Why satellites are critical to fighting climate change

Why satellites are critical to fighting climate change

Orbiting at breakneck speeds hundreds of kilometers above us, satellites observe both poles almost in their entirety. By frequently revisiting the same locations as they circle the Earth, satellites are our only means of routinely monitoring regional and continental-scale changes in ice cover.

Earth observation satellites continuously image ice from above in various bands of the electromagnetic spectrum. These include visible frequencies, where they operate much like a camera, and microwave frequencies, which see through clouds and the long, dark polar winter.

Since the 1970s, satellite imagery has mapped changes in the structure and extent of glaciers and the colossal Antarctic ice shelves, formed as ice flows off the Antarctic continent to float on the ocean. As ice flows slowly downhill – much like a blob of treacle – satellites can track distinctive features such as crevasses as they move, and measure the speed of the ice.

Satellites such as CryoSat-2 (pictured), which I use extensively in my research and was launched in 2010 by the European Space Agency, map changes in the shape of ice with centimeter-level precision. They work by timing how long it takes for a pulse of electromagnetic radiation to reflect from the Earth’s surface and travel back to the satellite.

By combining data from various satellites and monitoring how ice speed and shape evolves over time, scientists can keep track of how Earth’s ice is responding to its changing environment.

Satellites have completely transformed our understanding since they began to systematically and comprehensively observe Earth’s ice in the 1990s.
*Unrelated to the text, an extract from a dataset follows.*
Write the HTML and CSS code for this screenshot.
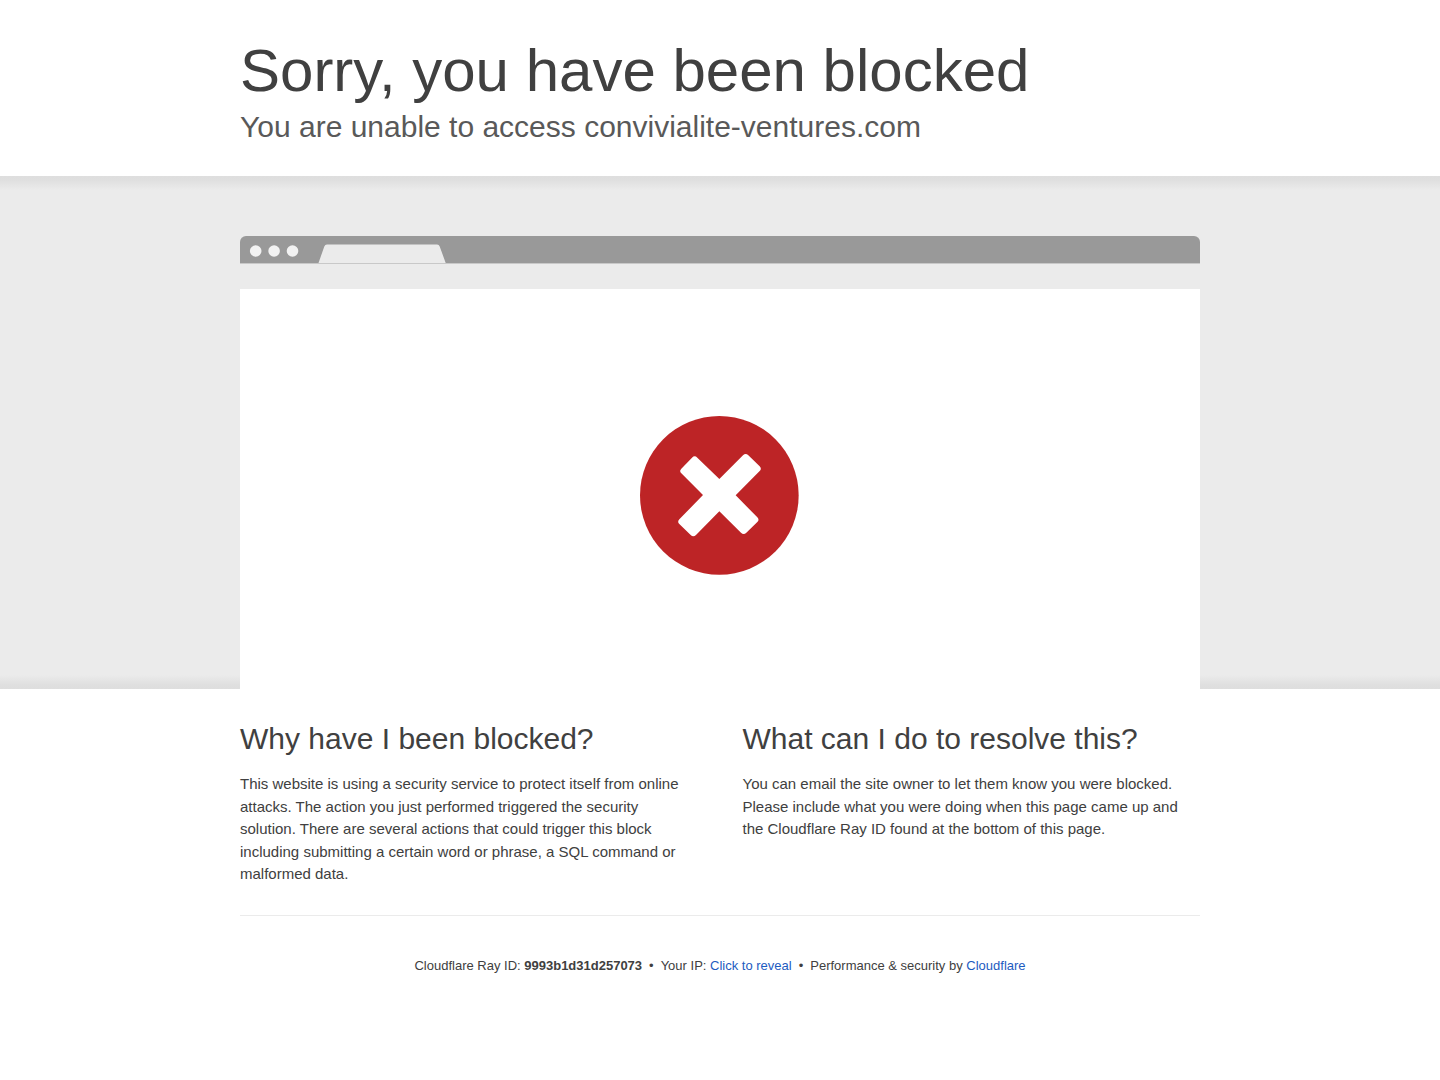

They have revealed that the Antarctic and Greenland ice sheets are now losing more ice through melting than can be replenished through snowfall. At the beginning of this period, it was thought that Antarctica and Greenland would be innocent bystanders, taking hundreds of years to respond to changes in global temperatures.

Instead, satellite observations have shown that the ice sheets are responding to climate change within just my lifetime. Antarctica and Greenland are now losing ice six times faster than they were in the 1990s. Antarctica is being weakened from beneath by warmer ocean waters, while Greenland’s ice is melting more in the summer as the atmosphere warms.